La Chine veut se doter d’une alternative à Wikipedia, la célèbre encyclopédie collaborative en ligne. Pékin a engagé environ 20 000 auteurs pour rédiger une version plus compatible avec la censure Internet en Chine.

Environ 20 000 scientifiques, universitaires et chercheurs de tous horizons ont été recrutés par Pékin pour former l’armée de rédacteurs du concurrent chinois de Wikipedia, rapporte le South Morning China Post, dimanche 30 avril. Elle sera moins contributive - censure d’État oblige -, uniquement en chinois et plus axée sur la promotion des valeurs du régime.

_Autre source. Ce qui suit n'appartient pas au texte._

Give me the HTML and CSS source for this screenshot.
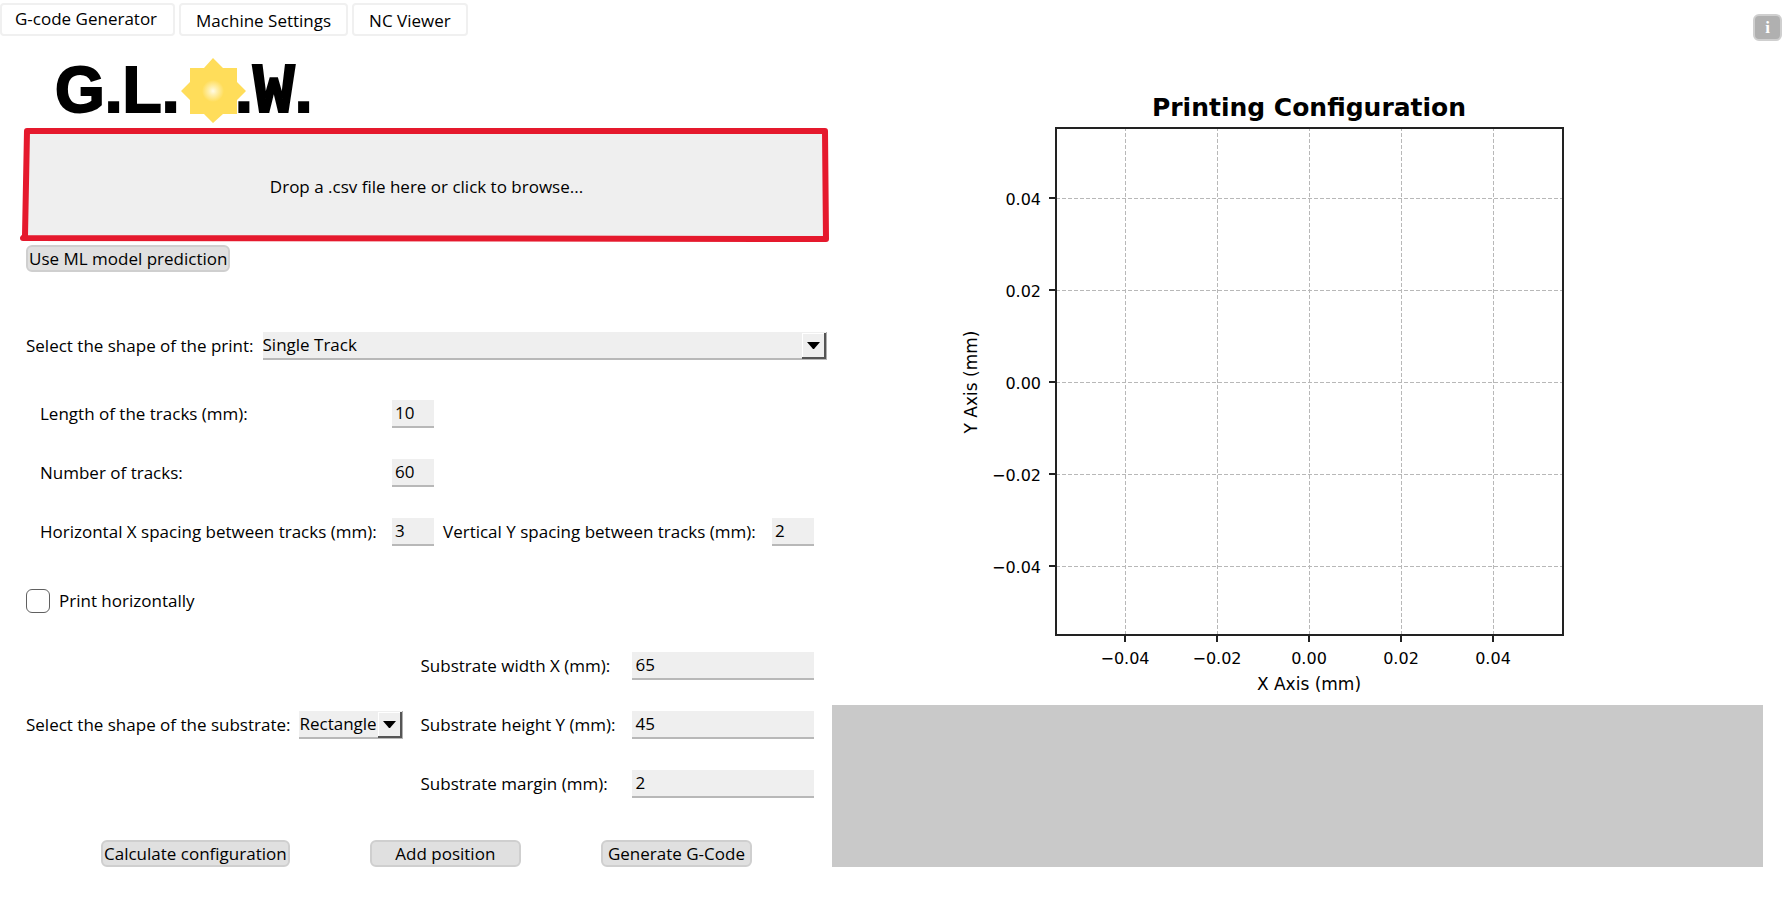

Ces petites mains doivent rédiger les quelque 300 000 articles de cette encyclopédie en ligne pour une publication en 2018, d’après Yang Muzhi, son rédacteur en chef. L’alternative chinoise à la célèbre encyclopédie participative - en partie inaccessible en Chine - comprendra ainsi deux fois plus d’articles que la vénérable Encyclopaedia Britannica.

"Grande muraille de la culture"

Ce puits de savoir made in China traitera de tous les sujets traditionnels - mathématiques, sciences sociales, histoire ou encore géographie -, mais en y ajoutant une spécificité voulue par le régime : les articles doivent promouvoir les avancées technologiques nationales, l’héritage historique et renforcer "les valeurs centrales du socialisme".

Une ligne éditoriale qui implique que les autorités se gardent, comme avec tout ce qui a trait à l’Internet, un droit de regard sur le résultat final. Yang Muzhi qualifie d’ailleurs cette encyclopédie en devenir de "grande muraille culturelle" en référence, non seulement à la grande muraille de Chine, mais aussi au "Great Firewall" (littéralement la grande muraille de feu aussi appelée grand pare-feu), le très sophistiqué système de censure qui filtre les contenus visibles par les internautes chinois.

Le projet prend l'allure d'un Wikipedia PCC-compatible. Depuis son lancement en chinois en 2001, l'encyclopédie entretient une relation tumultueuse avec le pouvoir. Elle a d’abord eu droit de cité, avant d’être totalement interdite et son contenu n’est désormais que très partiellement accessible, d’après la BBC. Il est ainsi impossible de consulter les articles de Wikipedia (quelle que soit la langue) sur la plupart des sujets tabous comme la répression des manifestations sur la place Tienanmen de 1989 ou la vie privée du président chinois Xi Jinping.

À l’origine, pourtant, l’encyclopédie chinoise n’avait pas été imaginée pour être une parade à Wikipedia. Il s’agit de la troisième mouture de la Chine Encyclopaedia, dont la première version remonte au début des années 1970. Elle aurait dû, comme les précédentes, sortir en format papier traditionnel. Mais lorsqu’en 2012, l’Encyclopaedia Britannica a décidé de passer entièrement en ligne, Pékin s’est rendu compte que la vraie concurrence venait d’Internet.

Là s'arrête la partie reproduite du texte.